Whenever we need to add a new column or modify the column in the pipeline, we have to
- Open the PIPELINE DDL, do the required changes
- Drop the pipeline or replace the pipeline with create or replace command
- We are currently hard coding for PIPELINE DATASURCE FILE with either pattern or specific name, instead of it is there any alternate way to pass the pipeline data source file name as parameter to invoke the pipeline.
The issue is whenever we do drop and recreate pipeline, it picks up all the files with the File Data source pattern that we are specifying, it is corrupting the data to the max extent and becoming difficult to trace out.
We are exercising utmost caution by archiving the previously processed files and some instances any residue files are available in the data source path, when we recreate the pipeline and then trigger the job, it’s picking up all the files in the path.
I would need help on :
- Do we have the mechanism to pass the data source file name as dynamic one as parameter)?

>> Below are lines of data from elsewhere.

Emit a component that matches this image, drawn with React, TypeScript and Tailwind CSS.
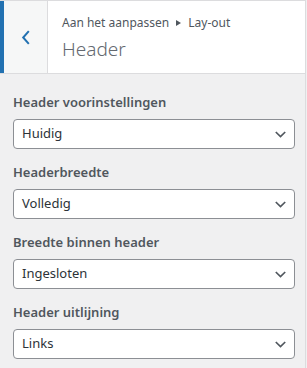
import React from "react";

const fields = [
  { label: "Header voorinstellingen", value: "Huidig" },
  { label: "Headerbreedte", value: "Volledig" },
  { label: "Breedte binnen header", value: "Ingesloten" },
  { label: "Header uitlijning", value: "Links" },
];

function Chevron() {
  return (
    <svg width="11" height="7" viewBox="0 0 11 7" fill="none">
      <path d="M0.8 1 L5.5 5.6 L10.2 1" stroke="#50575e" strokeWidth="1.7" />
    </svg>
  );
}

export default function App() {
  return (
    <div
      className="w-[307px] h-[368px] bg-[#f0f0f1] overflow-hidden"
      style={{ fontFamily: '"Noto Sans", "Open Sans", sans-serif' }}
    >
      <div className="w-[306px] border-r border-[#dcdcde] h-full">
        <div className="flex h-[74px] border-t border-b border-[#dcdcde] bg-white">
          <div className="w-[48px] shrink-0 border-l-4 border-l-[#2271b1] border-r border-r-[#dcdcde] bg-[#f6f7f7] flex items-center justify-center">
            <svg width="10" height="15" viewBox="0 0 10 15" fill="none">
              <path d="M7.8 1.2 L2.2 7.5 L7.8 13.8" stroke="#2271b1" strokeWidth="2" />
            </svg>
          </div>
          <div className="pl-[14px] pt-[12px]">
            <div className="text-[12px] leading-[20px] text-[#50575e] flex items-center">
              <span>Aan het aanpassen</span>
              <svg width="5" height="6" viewBox="0 0 5 6" className="mx-[7px]">
                <path d="M0 0 L5 3 L0 6 Z" fill="#50575e" />
              </svg>
              <span>Lay-out</span>
            </div>
            <div className="text-[19px] leading-[26px] font-light text-[#646970] mt-[3px]">Header</div>
          </div>
        </div>
        <div className="px-[13px] pt-[18px] flex flex-col gap-[13px]">
          {fields.map((f) => (
            <div key={f.label} className="flex flex-col">
              <div className="text-[13px] leading-[20px] font-semibold text-[#50575e]">{f.label}</div>
              <div className="mt-[7px] h-[30px] w-[282px] bg-white border border-[#8c8f94] rounded-[4px] flex items-center justify-between pl-[8px] pr-[8px]">
                <span className="text-[13px] text-[#2c3338]">{f.value}</span>
                <Chevron />
              </div>
            </div>
          ))}
        </div>
      </div>
    </div>
  );
}
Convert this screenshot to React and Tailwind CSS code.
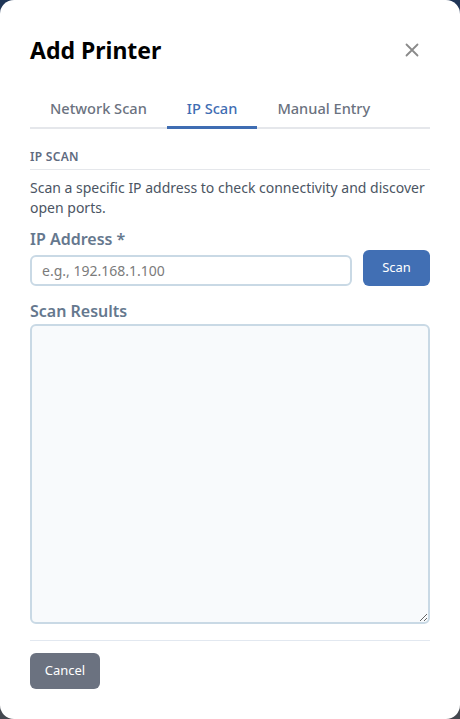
import React from "react";

export default function App() {
  return (
    <div
      className="w-[460px] h-[719px] bg-gradient-to-b from-[#1f3556] to-[#44484f]"
      style={{ fontFamily: '"Noto Sans", "Open Sans", sans-serif' }}
    >
      <div className="w-full h-full bg-white rounded-[14px] px-[30px] pt-[34px] flex flex-col">
        <div className="flex items-center justify-between h-[32px]">
          <h2 className="text-[23px] font-bold text-black leading-none">Add Printer</h2>
          <button className="w-[24px] h-[24px] flex items-center justify-center text-[#8a8a8a] mr-[6px]">
            <svg width="14" height="14" viewBox="0 0 14 14" fill="none" stroke="currentColor" strokeWidth="1.8" strokeLinecap="round">
              <path d="M1.5 1.5 L12.5 12.5 M12.5 1.5 L1.5 12.5" />
            </svg>
          </button>
        </div>

        <div className="mt-[32px] flex border-b-2 border-[#e5e7eb]">
          <div className="px-[20px] pb-[6px] text-[14.6px] font-medium text-[#6b7280] -mb-[2px]">Network Scan</div>
          <div className="px-[20px] pb-[6px] text-[14.6px] font-medium text-[#3f6db3] border-b-[3px] border-[#3f6db3] -mb-[2px]">IP Scan</div>
          <div className="px-[20px] pb-[6px] text-[14.6px] font-medium text-[#6b7280] -mb-[2px]">Manual Entry</div>
        </div>

        <div className="mt-[20px] pb-[4px] border-b border-[#e5e7eb] text-[12px] font-semibold tracking-[0.3px] text-[#5f6b7f] uppercase leading-[16px]">
          IP Scan
        </div>
        <p className="mt-[8px] text-[14px] leading-[20px] text-[#4b5563]">
          Scan a specific IP address to check connectivity and discover open ports.
        </p>

        <label className="mt-[10px] text-[16px] font-semibold text-[#65788e] leading-[22px]">IP Address *</label>
        <div className="mt-[0px] flex items-start gap-[11px]">
          <input
            className="flex-1 mt-[5px] h-[31px] rounded-[6px] border-2 border-[#c9d9e5] px-[10px] text-[14px] text-[#374151] placeholder:text-[#7b7b7b] outline-none"
            placeholder="e.g., 192.168.1.100"
          />
          <button className="w-[67px] h-[36px] rounded-[6px] bg-[#416fb4] text-white text-[13px]">Scan</button>
        </div>

        <label className="mt-[14px] text-[16px] font-semibold text-[#65788e] leading-[22px]">Scan Results</label>
        <textarea
          className="mt-[2px] h-[300px] w-full rounded-[6px] border-2 border-[#c9d9e5] bg-[#f8fafc] outline-none resize-y"
        />

        <div className="mt-[16px] border-t border-[#e2e8f0]" />
        <div className="mt-[12px]">
          <button className="w-[70px] h-[36px] rounded-[6px] bg-[#6b7280] text-white text-[13px]">Cancel</button>
        </div>
      </div>
    </div>
  );
}
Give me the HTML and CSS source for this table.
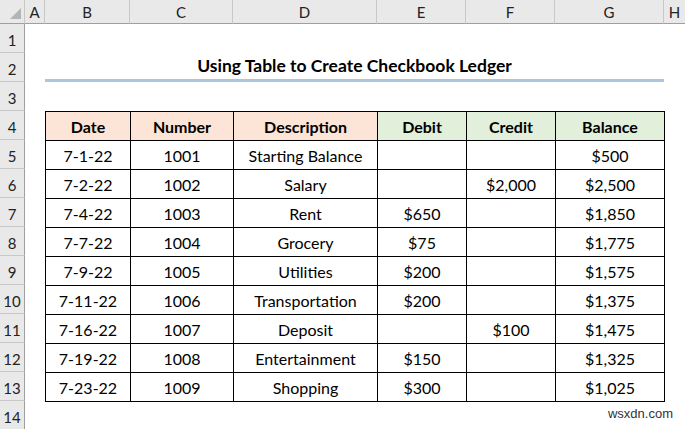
FILE: index.html
```html
<!DOCTYPE html>
<html>
<head>
<meta charset="utf-8">
<link rel="stylesheet" href="styles.css">
</head>
<body>
<div class="sheet">
  <div class="corner"><svg width="14" height="14" viewBox="0 0 14 14"><polygon points="13,2 13,13 2,13" fill="#b4b4b4"/></svg></div>
  <div class="colhead">A</div>
  <div class="colhead">B</div>
  <div class="colhead">C</div>
  <div class="colhead">D</div>
  <div class="colhead">E</div>
  <div class="colhead">F</div>
  <div class="colhead">G</div>
  <div class="colhead last">H</div>

  <div class="rowhead r1">1</div>
  <div class="rowhead r2">2</div>
  <div class="rowhead r3">3</div>
  <div class="rowhead r4">4</div>
  <div class="rowhead r5">5</div>
  <div class="rowhead r6">6</div>
  <div class="rowhead r7">7</div>
  <div class="rowhead r8">8</div>
  <div class="rowhead r9">9</div>
  <div class="rowhead r10">10</div>
  <div class="rowhead r11">11</div>
  <div class="rowhead r12">12</div>
  <div class="rowhead r13">13</div>
  <div class="rowhead r14">14</div>

  <div class="title">Using Table to Create Checkbook Ledger</div>

  <table class="ledger">
    <colgroup>
      <col class="cb"><col class="cc"><col class="cd"><col class="ce"><col class="cf"><col class="cg">
    </colgroup>
    <thead>
      <tr>
        <th class="peach">Date</th><th class="peach">Number</th><th class="peach">Description</th>
        <th class="green">Debit</th><th class="green">Credit</th><th class="green">Balance</th>
      </tr>
    </thead>
    <tbody>
      <tr><td>7-1-22</td><td>1001</td><td>Starting Balance</td><td></td><td></td><td>$500</td></tr>
      <tr><td>7-2-22</td><td>1002</td><td>Salary</td><td></td><td>$2,000</td><td>$2,500</td></tr>
      <tr><td>7-4-22</td><td>1003</td><td>Rent</td><td>$650</td><td></td><td>$1,850</td></tr>
      <tr><td>7-7-22</td><td>1004</td><td>Grocery</td><td>$75</td><td></td><td>$1,775</td></tr>
      <tr><td>7-9-22</td><td>1005</td><td>Utilities</td><td>$200</td><td></td><td>$1,575</td></tr>
      <tr><td>7-11-22</td><td>1006</td><td>Transportation</td><td>$200</td><td></td><td>$1,375</td></tr>
      <tr><td>7-16-22</td><td>1007</td><td>Deposit</td><td></td><td>$100</td><td>$1,475</td></tr>
      <tr><td>7-19-22</td><td>1008</td><td>Entertainment</td><td>$150</td><td></td><td>$1,325</td></tr>
      <tr><td>7-23-22</td><td>1009</td><td>Shopping</td><td>$300</td><td></td><td>$1,025</td></tr>
    </tbody>
  </table>

  <div class="watermark">wsxdn.com</div>
</div>
</body>
</html>
```
FILE: styles.css
```css
html, body {
  margin: 0;
  padding: 0;
  background: #ffffff;
}
body {
  font-family: Lato, "Open Sans", "Liberation Sans", sans-serif;
  color: #000;
  overflow: hidden;
}
.sheet {
  position: relative;
  display: grid;
  grid-template-columns: 25px 20px 85px 103px 144px 89px 89px 109px 21px;
  grid-template-rows: 24px repeat(14, 29px);
  width: 685px;
  height: 430px;
}
.corner {
  grid-column: 1;
  grid-row: 1;
  background: #e9e9e9;
  border-right: 1px solid #c8c8c8;
  border-bottom: 1px solid #9f9f9f;
  box-sizing: border-box;
  display: flex;
  align-items: flex-end;
  justify-content: flex-end;
  padding: 0 2px 3px 0;
}
.colhead {
  grid-row: 1;
  background: #e9e9e9;
  border-right: 1px solid #c8c8c8;
  border-bottom: 1px solid #9f9f9f;
  box-sizing: border-box;
  display: flex;
  align-items: center;
  justify-content: center;
  font-size: 15px;
  color: #222;
  padding-top: 1px;
}
.colhead.last { border-right: none; }
.rowhead {
  grid-column: 1;
  background: #e9e9e9;
  border-right: 1px solid #9f9f9f;
  border-bottom: 1px solid #c8c8c8;
  box-sizing: border-box;
  display: flex;
  align-items: center;
  justify-content: center;
  font-size: 15px;
  color: #222;
  padding-top: 4px;
}
.r1 { grid-row: 2; } .r2 { grid-row: 3; } .r3 { grid-row: 4; } .r4 { grid-row: 5; }
.r5 { grid-row: 6; } .r6 { grid-row: 7; } .r7 { grid-row: 8; } .r8 { grid-row: 9; }
.r9 { grid-row: 10; } .r10 { grid-row: 11; } .r11 { grid-row: 12; } .r12 { grid-row: 13; }
.r13 { grid-row: 14; } .r14 { grid-row: 15; }

.title {
  grid-column: 3 / 9;
  grid-row: 3;
  border-bottom: 3px solid #adc6e0;
  display: flex;
  align-items: flex-end;
  justify-content: center;
  font-weight: bold;
  font-size: 17.5px;
  padding-bottom: 3px;
  box-sizing: border-box;
}

.ledger {
  grid-column: 3 / 9;
  grid-row: 5 / 15;
  align-self: start;
  border-collapse: collapse;
  table-layout: fixed;
  width: 619px;
  font-size: 16px;
}
.cb { width: 85px; } .cc { width: 103px; } .cd { width: 144px; }
.ce { width: 89px; } .cf { width: 89px; } .cg { width: 109px; }
.ledger th, .ledger td {
  border: 1px solid #000;
  height: 29px;
  box-sizing: border-box;
  padding: 1px 0 0 0;
  line-height: 26px;
  text-align: center;
  vertical-align: middle;
  white-space: nowrap;
  overflow: hidden;
}
.ledger th { font-weight: bold; }
.peach { background: #fce4d6; }
.green { background: #e2efda; }

.watermark {
  position: absolute;
  right: 12px;
  bottom: 9px;
  font-family: "Liberation Sans", Arial, sans-serif;
  font-size: 13px;
  color: #333;
}
```
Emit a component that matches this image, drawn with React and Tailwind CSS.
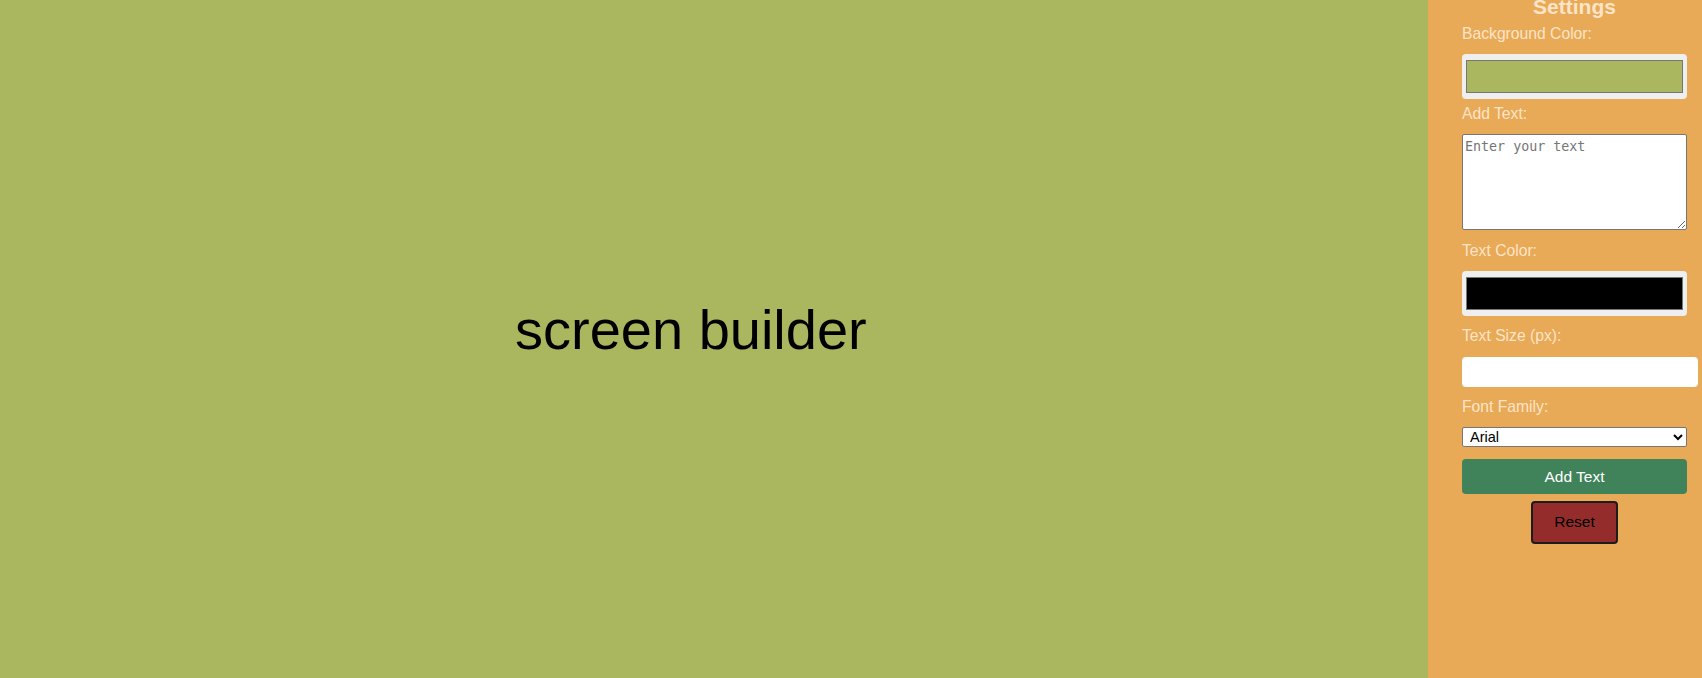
import React, { useState } from 'react';

const Label = ({ children, className = '' }) => (
  <label className={`block text-[15.7px] leading-[18px] text-[#fde4c8] ${className}`}>{children}</label>
);

const ColorBox = ({ color, className = '' }) => (
  <div className={`h-[45px] w-[225px] rounded-[4px] bg-[#efefef] px-[4px] py-[6px] ${className}`}>
    <div className="h-full w-full border border-[#767676]" style={{ backgroundColor: color }} />
  </div>
);

const App = () => {
  const [bgColor] = useState('#abb75f');
  const [textColor] = useState('#000000');

  return (
    <div className="flex h-[678px] w-full overflow-hidden font-['Liberation_Sans',Arial,sans-serif]">
      <div className="relative flex-1" style={{ backgroundColor: bgColor }}>
        <div className="absolute left-[515px] top-[298px] whitespace-nowrap text-[56px] leading-[64px] text-black">
          screen builder
        </div>
      </div>

      <aside className="w-[274px] shrink-0 bg-[#e8aa57] pl-[34px] pr-[15px]">
        <h2 className="mt-[-4px] w-[225px] text-center text-[21px] font-bold leading-[21px] text-[#fde4c8]">
          Settings
        </h2>

        <Label className="mt-[7.5px]">Background Color:</Label>
        <ColorBox color={bgColor} className="mt-[11.3px]" />

        <Label className="mt-[6.2px]">Add Text:</Label>
        <textarea
          placeholder="Enter your text"
          className="mt-[10.8px] block h-[96px] w-[225px] rounded-[2px] border border-[#767676] bg-white p-[2px] font-['DejaVu_Sans_Mono',monospace] text-[13.33px] text-black placeholder:text-[#757575]"
        />

        <Label className="mt-[12px]">Text Color:</Label>
        <ColorBox color={textColor} className="mt-[11.6px]" />

        <Label className="mt-[11px]">Text Size (px):</Label>
        <input
          type="number"
          className="mt-[11.3px] block h-[30px] w-[236px] rounded-[4px] bg-white px-2 text-[15px] outline-none"
        />

        <Label className="mt-[11px]">Font Family:</Label>
        <select className="mt-[11.6px] block h-[20px] w-[225px] rounded-[2px] border border-[#767676] bg-white pl-[3px] text-[14.5px] leading-[18px] text-black">
          <option>Arial</option>
          <option>Times New Roman</option>
          <option>Courier New</option>
        </select>

        <button className="mt-[11.7px] block h-[35px] w-[225px] rounded-[4px] bg-[#40825a] text-[15.5px] text-white">
          Add Text
        </button>
        <div className="flex w-[225px] justify-center">
          <button className="mt-[6.6px] h-[43px] w-[87px] rounded-[4px] border-2 border-[#1c1c1c] bg-[#952c2c] text-[15.5px] text-black">
            Reset
          </button>
        </div>
      </aside>
    </div>
  );
};

export default App;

- Or do we have the way to just alter the pipeline without drop and recreate when we need to modify some of the elements of the pipeline DDL?
- Is there any metadata where we can see by running a query or some other mechanism to see : pipeline and filename info without opening the pipeline DDL?
I know that once we run the pipeline we can get the processed file name by querying pipelines_files meta data table.
we want to ensure that there should be one-to-one mapping between the pipeline and data source filename .
I really appreciate if I get the solution for the above points.
Prathap Reddy G